**Task objective**
Go through the lines below. Copy those with "index".

--- start Task inputs ---

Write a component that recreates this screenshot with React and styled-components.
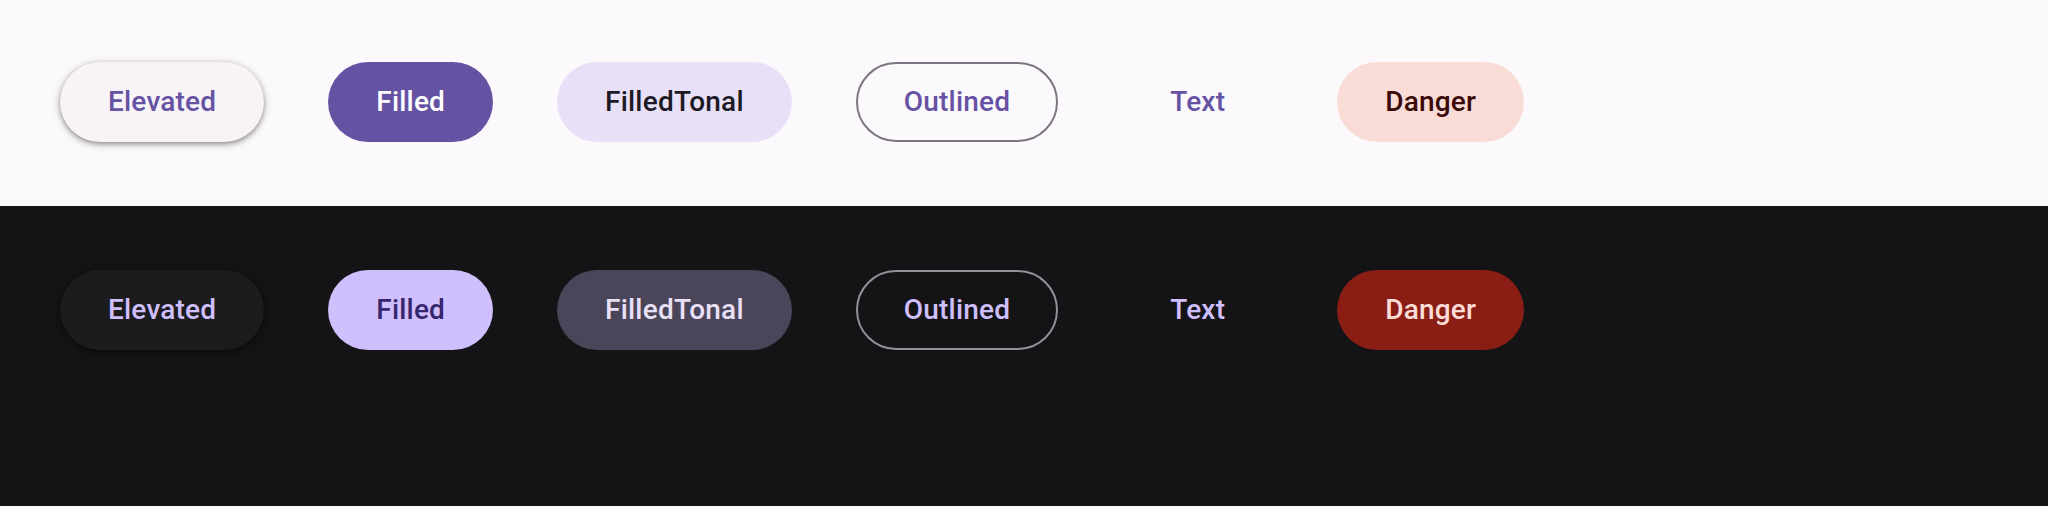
import React from "react";
import styled, { createGlobalStyle, css } from "styled-components";

const Global = createGlobalStyle`
  html, body { margin: 0; padding: 0; background: #141316; }
  body { font-family: Roboto, "Noto Sans", "Liberation Sans", sans-serif; }
  #root { min-height: 506px; display: flex; flex-direction: column; }
`;

const themes = {
  light: {
    bg: "#fcf9fc",
    primary: "#6552a3",
    onPrimary: "#ffffff",
    elevatedBg: "#f7f3f7",
    elevatedShadow: "0 2px 4px rgba(0,0,0,0.3), 0 2px 7px 2px rgba(0,0,0,0.15)",
    tonalBg: "#e8e0f7",
    onTonal: "#1d1a24",
    outline: "#7a7580",
    dangerBg: "#fadcd6",
    onDanger: "#3b0909",
  },
  dark: {
    bg: "#141316",
    primary: "#cfbffc",
    onPrimary: "#37266e",
    elevatedBg: "#1c1b1e",
    elevatedShadow: "0 2px 4px rgba(0,0,0,0.3), 0 2px 7px 2px rgba(0,0,0,0.15)",
    tonalBg: "#4a4558",
    onTonal: "#e8e0f7",
    outline: "#948f99",
    dangerBg: "#8b1e14",
    onDanger: "#fbdcd6",
  },
};

const Section = styled.section`
  background: ${(p) => p.$t.bg};
  padding: ${(p) => (p.$first ? "62px 60px 64px" : "64px 60px")};
  display: flex;
  align-items: center;
  gap: 64px;
  ${(p) => !p.$first && css`flex: 1; align-items: flex-start;`}
`;

const variantStyles = {
  elevated: (t) => css`
    background: ${t.elevatedBg};
    color: ${t.primary};
    box-shadow: ${t.elevatedShadow};
  `,
  filled: (t) => css`
    background: ${t.primary};
    color: ${t.onPrimary};
  `,
  tonal: (t) => css`
    background: ${t.tonalBg};
    color: ${t.onTonal};
  `,
  outlined: (t) => css`
    background: transparent;
    color: ${t.primary};
    border: 2px solid ${t.outline};
    padding: 0 46px;
  `,
  text: (t) => css`
    background: transparent;
    color: ${t.primary};
  `,
  danger: (t) => css`
    background: ${t.dangerBg};
    color: ${t.onDanger};
  `,
};

const Button = styled.button`
  box-sizing: border-box;
  height: 80px;
  padding: 0 48px;
  border: none;
  border-radius: 40px;
  font-family: Roboto, "Noto Sans", "Liberation Sans", sans-serif;
  font-weight: 500;
  font-size: 28px;
  letter-spacing: 0.2px;
  line-height: 1;
  display: inline-flex;
  align-items: center;
  justify-content: center;
  cursor: pointer;
  flex: none;
  ${(p) => variantStyles[p.$variant](p.$t)}
`;

const buttons = [
  ["elevated", "Elevated"],
  ["filled", "Filled"],
  ["tonal", "FilledTonal"],
  ["outlined", "Outlined"],
  ["text", "Text"],
  ["danger", "Danger"],
];

function Row({ mode, first }) {
  const t = themes[mode];
  return (
    <Section $t={t} $first={first}>
      {buttons.map(([v, label]) => (
        <Button key={v} $variant={v} $t={t}>
          {label}
        </Button>
      ))}
    </Section>
  );
}

export default function App() {
  return (
    <>
      <Global />
      <Row mode="light" first />
      <Row mode="dark" />
    </>
  );
}
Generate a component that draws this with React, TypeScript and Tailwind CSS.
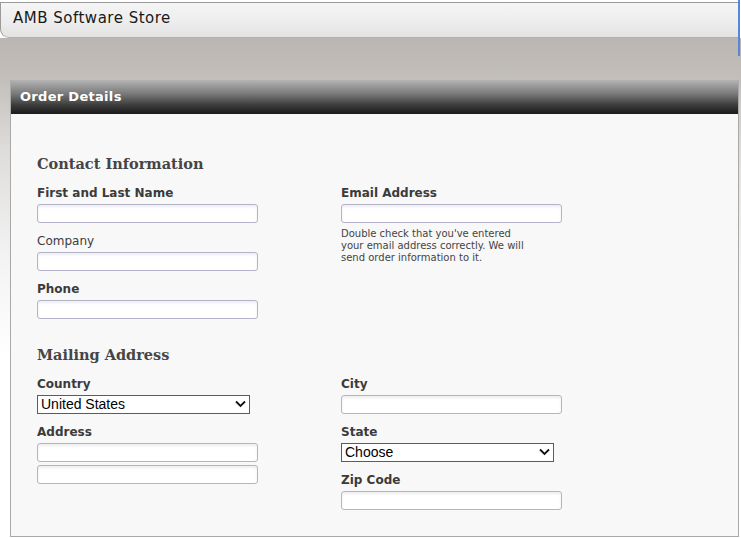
import React from "react";

const sans = { fontFamily: '"DejaVu Sans", Verdana, sans-serif' };

function TextInput({ className = "" }: { className?: string }) {
	return (
		<input
			type="text"
			className={`block w-[221px] h-[19px] bg-white border border-[#b3b3cb] rounded-[3px] shadow-[inset_0_2px_3px_rgba(0,0,0,0.07)] outline-none ${className}`}
		/>
	);
}

function Select({ value, width }: { value: string; width: string }) {
	return (
		<div className={`relative h-[19px] ${width}`}>
			<select
				defaultValue={value}
				className="appearance-none block w-full h-full bg-white border border-[#5c5c5c] pl-[3px] text-[14px] leading-[17px] text-black outline-none"
				style={{ fontFamily: '"Liberation Sans", Arial, sans-serif' }}
			>
				<option>{value}</option>
			</select>
			<svg
				className="absolute right-[4px] top-[5px] pointer-events-none"
				width="11"
				height="8"
				viewBox="0 0 11 8"
			>
				<polyline points="1,1.5 5.5,6 10,1.5" fill="none" stroke="#111" strokeWidth="1.8" />
			</svg>
		</div>
	);
}

function Label({ children, bold = true }: { children: React.ReactNode; bold?: boolean }) {
	return (
		<div
			className={`text-[12px] leading-[14px] text-[#3b3b3b] mb-[4px] ${bold ? "font-bold" : ""}`}
			style={sans}
		>
			{children}
		</div>
	);
}

function Heading({ children }: { children: React.ReactNode }) {
	return (
		<h2
			className="text-[14.5px] leading-[20px] font-bold text-[#454545]"
			style={{ fontFamily: '"DejaVu Serif", Georgia, serif' }}
		>
			{children}
		</h2>
	);
}

export default function App() {
	return (
		<div className="w-[741px] h-[538px] overflow-hidden bg-white relative">
			<div className="pt-[2px] bg-white">
				<div className="h-[36px] border-t border-b border-l border-[#9a9a9a] border-b-[#b0b0b0] rounded-bl-[9px] mr-[2px] bg-[linear-gradient(to_bottom,#f5f5f5,#ececec_60%,#e3e3e3)] flex items-center pl-[12px] pb-[3px]">
					<span className="text-[15px] text-[#1a1a1a] tracking-[0.5px]" style={sans}>
						AMB Software Store
					</span>
				</div>
			</div>

			<div className="h-[500px] bg-[linear-gradient(to_bottom,#bbb6b1_0px,#c2beba_40px,#dedcda_110px,#f3f3f3_220px,#ffffff_320px)] pt-[42px] pl-[10px] pr-[2px]">
				<div className="border-l border-r border-b border-[#a9a9a9] h-[457px]">
					<div className="h-[34px] bg-[linear-gradient(to_bottom,#b4b4b4,#7a7a7a_40%,#3a3a3a_75%,#1b1b1b)] flex items-center pl-[9px]">
						<span className="text-[13px] font-bold text-white tracking-[0.3px]" style={sans}>
							Order Details
						</span>
					</div>
					<div className="bg-[#f8f8f8] h-[422px] pl-[26px] pt-[40px]">
						<Heading>Contact Information</Heading>
						<div className="flex mt-[12px]">
							<div className="w-[304px]">
								<Label>First and Last Name</Label>
								<TextInput />
								<div className="mt-[11px]">
									<Label bold={false}>Company</Label>
									<TextInput />
								</div>
								<div className="mt-[11px]">
									<Label>Phone</Label>
									<TextInput />
								</div>
							</div>
							<div>
								<Label>Email Address</Label>
								<TextInput />
								<p
									className="text-[10px] leading-[12px] text-[#444] mt-[5px] w-[190px]"
									style={sans}
								>
									Double check that you've entered your email address correctly. We will
									send order information to it.
								</p>
							</div>
						</div>

						<div className="mt-[26px]">
							<Heading>Mailing Address</Heading>
						</div>
						<div className="flex mt-[12px]">
							<div className="w-[304px]">
								<Label>Country</Label>
								<Select value="United States" width="w-[213px]" />
								<div className="mt-[11px]">
									<Label>Address</Label>
									<TextInput />
									<TextInput className="mt-[3px]" />
								</div>
							</div>
							<div>
								<Label>City</Label>
								<TextInput />
								<div className="mt-[11px]">
									<Label>State</Label>
									<Select value="Choose" width="w-[213px]" />
								</div>
								<div className="mt-[11px]">
									<Label>Zip Code</Label>
									<TextInput />
								</div>
							</div>
						</div>
					</div>
				</div>
			</div>
			<div className="absolute right-[1px] top-0 h-[56px] w-[2px] bg-[#5b86d6]" />
		</div>
	);
}
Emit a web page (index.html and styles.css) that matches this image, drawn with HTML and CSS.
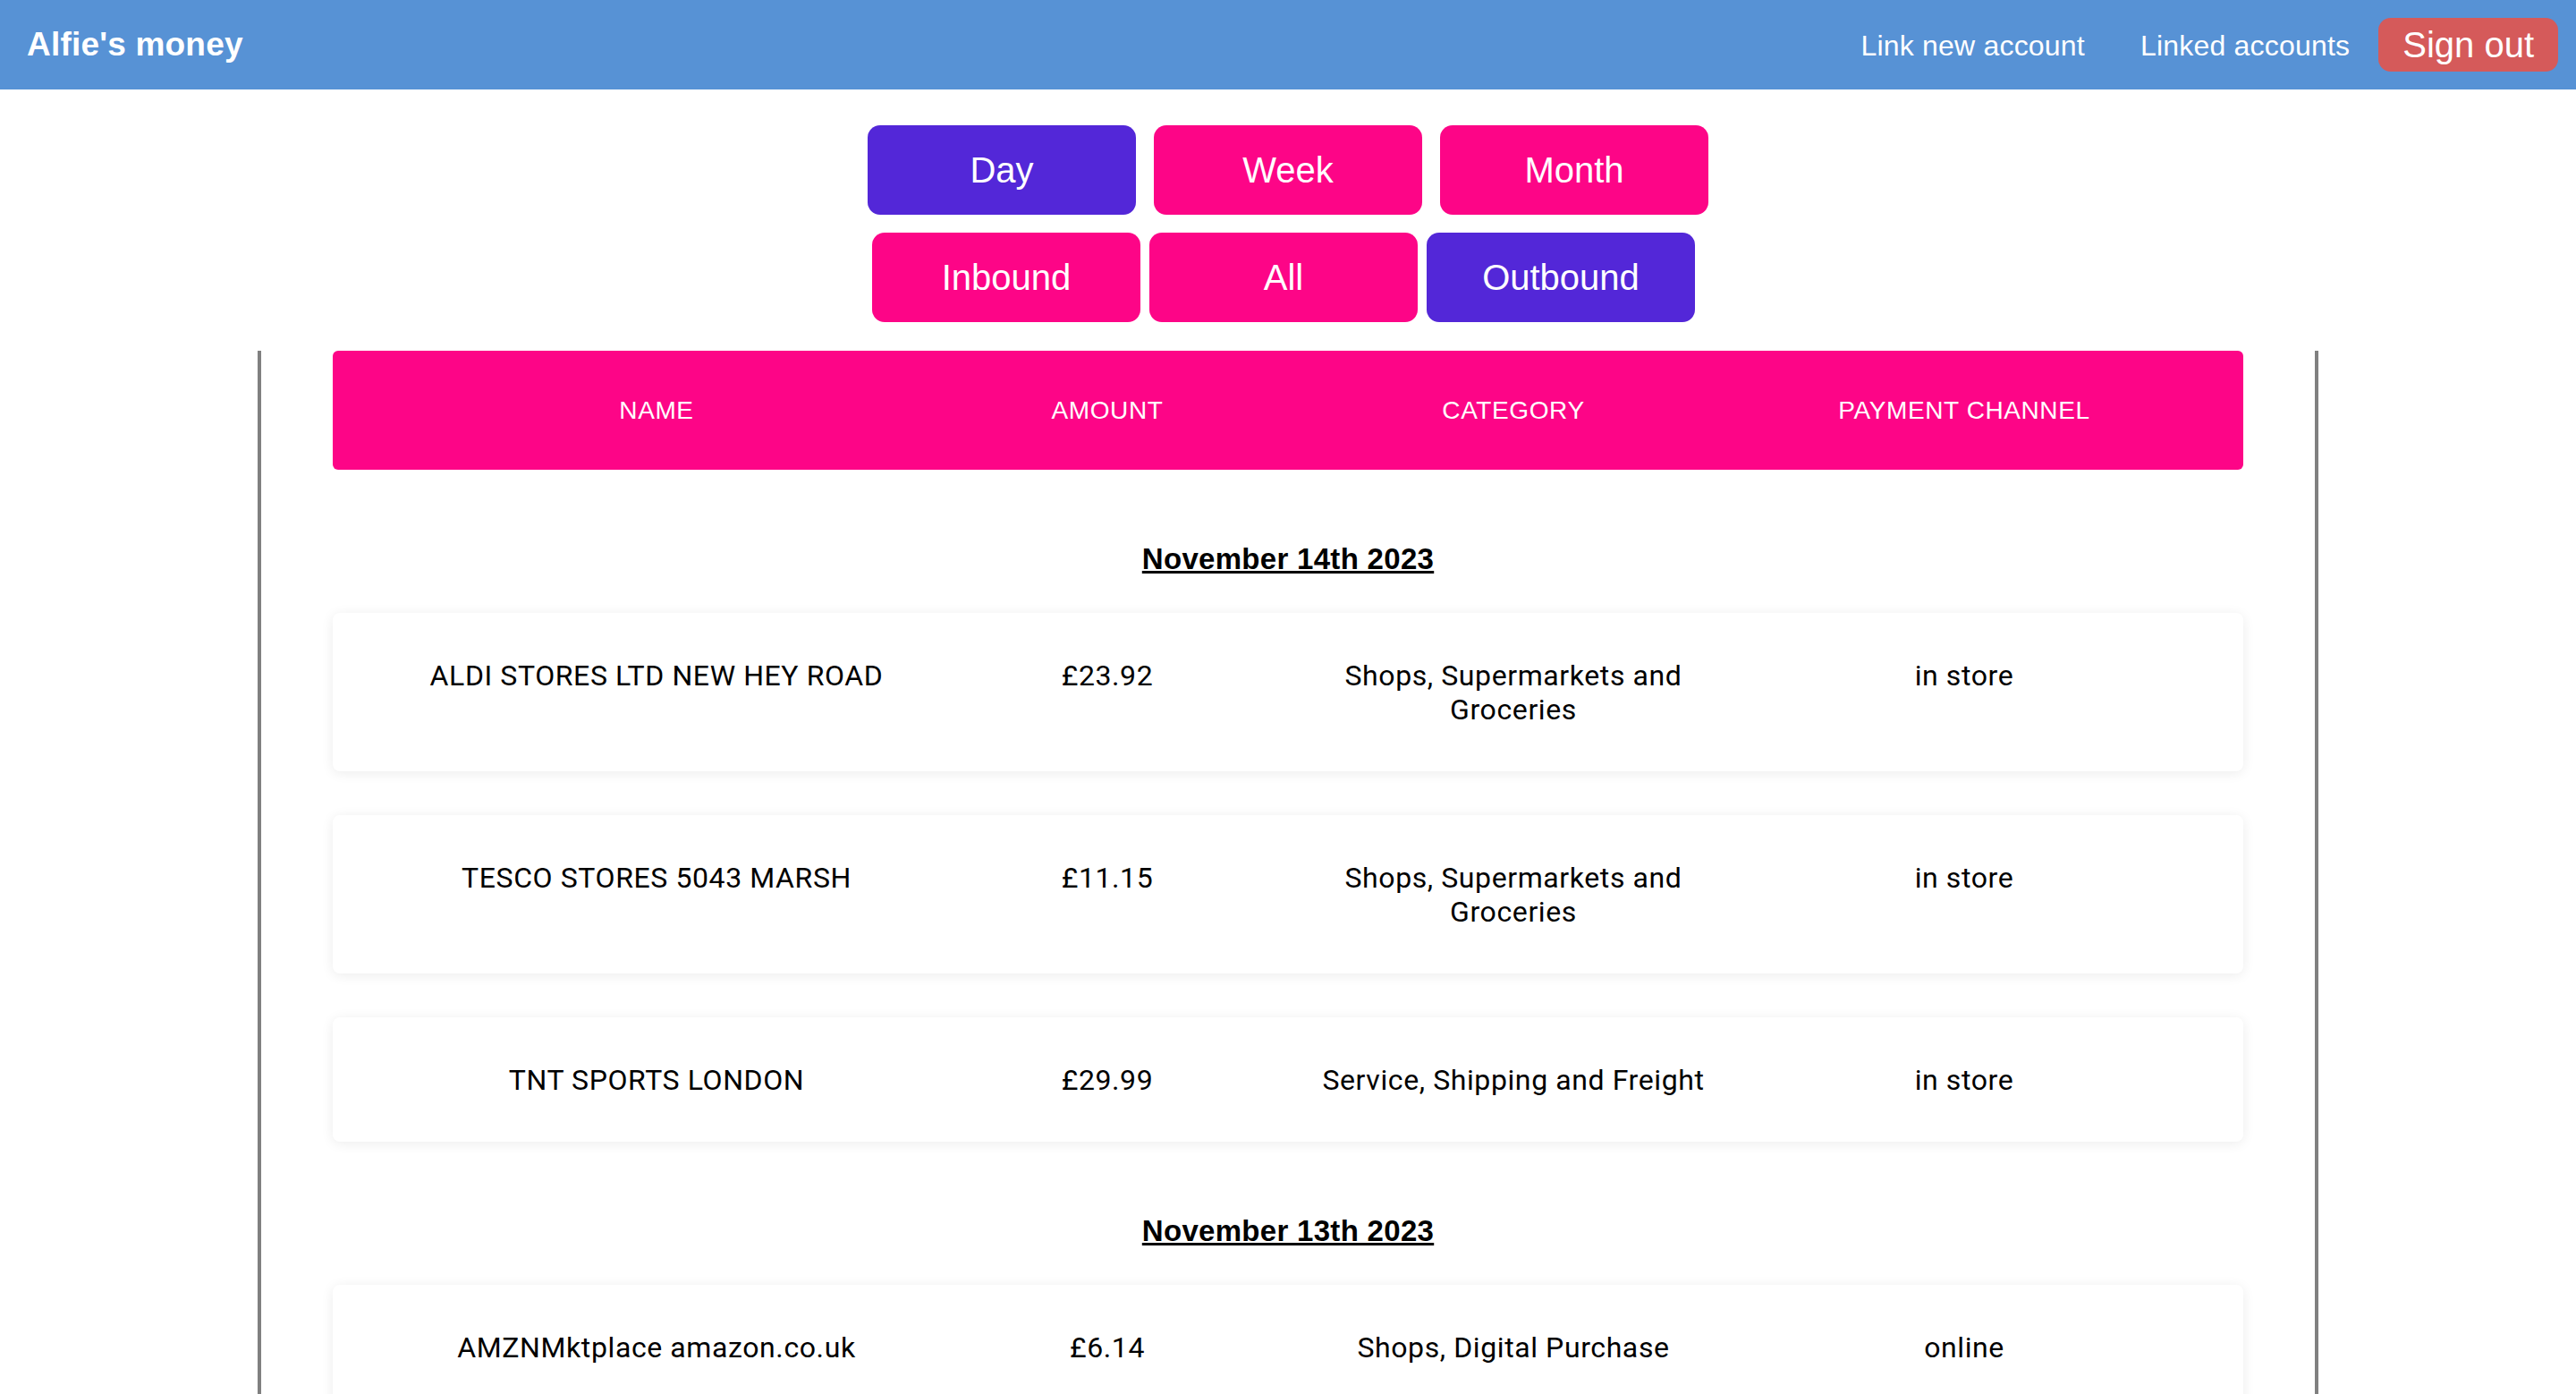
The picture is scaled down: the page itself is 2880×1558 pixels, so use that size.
FILE: index.html
```html
<!DOCTYPE html>
<html lang="en">
<head>
<meta charset="utf-8">
<title>Alfie's money</title>
<link rel="stylesheet" href="styles.css">
</head>
<body>
<nav class="navbar">
  <a class="brand" href="#">Alfie's money</a>
  <div class="nav-links">
    <a class="nav-link link-new" href="#">Link new account</a>
    <a class="nav-link link-linked" href="#">Linked accounts</a>
    <button class="signout" type="button">Sign out</button>
  </div>
</nav>

<div class="filters">
  <div class="filter-row period">
    <button class="btn btn-active" type="button">Day</button>
    <button class="btn" type="button">Week</button>
    <button class="btn" type="button">Month</button>
  </div>
  <div class="filter-row direction">
    <button class="btn" type="button">Inbound</button>
    <button class="btn" type="button">All</button>
    <button class="btn btn-active" type="button">Outbound</button>
  </div>
</div>

<main class="ledger">
  <div class="cols table-head">
    <div class="cell">NAME</div>
    <div class="cell">AMOUNT</div>
    <div class="cell">CATEGORY</div>
    <div class="cell">PAYMENT CHANNEL</div>
  </div>

  <section class="day-group">
    <h2 class="date"><u>November 14th 2023</u></h2>
    <div class="txn-list">
      <div class="cols txn">
        <div class="cell">ALDI STORES LTD NEW HEY ROAD</div>
        <div class="cell">£23.92</div>
        <div class="cell">Shops, Supermarkets and Groceries</div>
        <div class="cell">in store</div>
      </div>
      <div class="cols txn">
        <div class="cell">TESCO STORES 5043 MARSH</div>
        <div class="cell">£11.15</div>
        <div class="cell">Shops, Supermarkets and Groceries</div>
        <div class="cell">in store</div>
      </div>
      <div class="cols txn">
        <div class="cell">TNT SPORTS LONDON</div>
        <div class="cell">£29.99</div>
        <div class="cell">Service, Shipping and Freight</div>
        <div class="cell">in store</div>
      </div>
    </div>
  </section>

  <section class="day-group">
    <h2 class="date"><u>November 13th 2023</u></h2>
    <div class="txn-list">
      <div class="cols txn">
        <div class="cell">AMZNMktplace amazon.co.uk</div>
        <div class="cell">£6.14</div>
        <div class="cell">Shops, Digital Purchase</div>
        <div class="cell">online</div>
      </div>
    </div>
  </section>
</main>
</body>
</html>
```

FILE: styles.css
```css
html, body {
  margin: 0;
  padding: 0;
  background: #ffffff;
}

body {
  font-family: Roboto, "Liberation Sans", Arial, sans-serif;
  color: #000000;
}

/* ---------- navbar ---------- */
.navbar {
  height: 100px;
  background: #5792d5;
  display: flex;
  align-items: center;
  justify-content: space-between;
  padding: 0 20px 0 30px;
  box-sizing: border-box;
}

.brand {
  font-family: "Liberation Sans", Arial, sans-serif;
  font-weight: 700;
  font-size: 37px;
  letter-spacing: 0.2px;
  color: #ffffff;
  text-decoration: none;
}

.nav-links {
  display: flex;
  align-items: center;
}

.nav-link {
  font-family: "Liberation Sans", Arial, sans-serif;
  font-size: 32px;
  letter-spacing: 0.2px;
  color: #ffffff;
  text-decoration: none;
  padding-top: 2px;
}

.link-new {
  margin-right: 62px;
}

.link-linked {
  margin-right: 32px;
}

.signout {
  font-family: "Liberation Sans", Arial, sans-serif;
  font-size: 40px;
  color: #ffffff;
  background: #d55a5a;
  border: none;
  border-radius: 14px;
  height: 60px;
  padding: 0 27px;
  line-height: 60px;
}

/* ---------- filters ---------- */
.filters {
  display: flex;
  flex-direction: column;
  gap: 20px;
  padding-top: 40px;
}

.filter-row {
  display: flex;
  justify-content: center;
}

.period {
  gap: 20px;
}

.direction {
  gap: 10px;
  padding-right: 10px;
}

.btn {
  width: 300px;
  height: 100px;
  border: none;
  border-radius: 14px;
  background: #fd0587;
  color: #ffffff;
  font-family: "Liberation Sans", Arial, sans-serif;
  font-size: 40px;
  padding: 0;
}

.btn-active {
  background: #5327d8;
}

/* ---------- ledger ---------- */
.ledger {
  width: 2304px;
  box-sizing: border-box;
  margin: 32px auto 0;
  padding: 0 80px 60px;
  border-left: 4px solid #808080;
  border-right: 4px solid #808080;
}

.cols {
  display: grid;
  grid-template-columns: 604px 404px 504px 504px;
  padding: 0 60px;
  box-sizing: border-box;
}

.cell {
  padding: 0 16px;
  text-align: center;
}

.table-head {
  background: #fd0587;
  border-radius: 6px;
  padding-top: 50px;
  padding-bottom: 50px;
  color: #ffffff;
  font-family: "Liberation Sans", Arial, sans-serif;
  font-size: 28px;
  line-height: 33px;
  letter-spacing: 0.6px;
}

.date {
  margin: 81px 0 41px;
  text-align: center;
  font-family: "Liberation Sans", Arial, sans-serif;
  font-weight: 700;
  font-size: 33px;
  letter-spacing: 0.3px;
  line-height: 38px;
}

.txn-list {
  display: flex;
  flex-direction: column;
  gap: 49px;
}

.txn {
  background: #ffffff;
  border-radius: 8px;
  box-shadow: 0 2px 14px rgba(0, 0, 0, 0.08);
  padding-top: 50px;
  padding-bottom: 50px;
  font-size: 32px;
  line-height: 38px;
  letter-spacing: 0.6px;
  align-items: start;
}

.txn .cell {
  padding-top: 1px;
}
```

--- end Task inputs ---

**Answer to this problem**
Emit a web page (index.html and styles.css) that matches this image, drawn with HTML and CSS.
FILE: index.html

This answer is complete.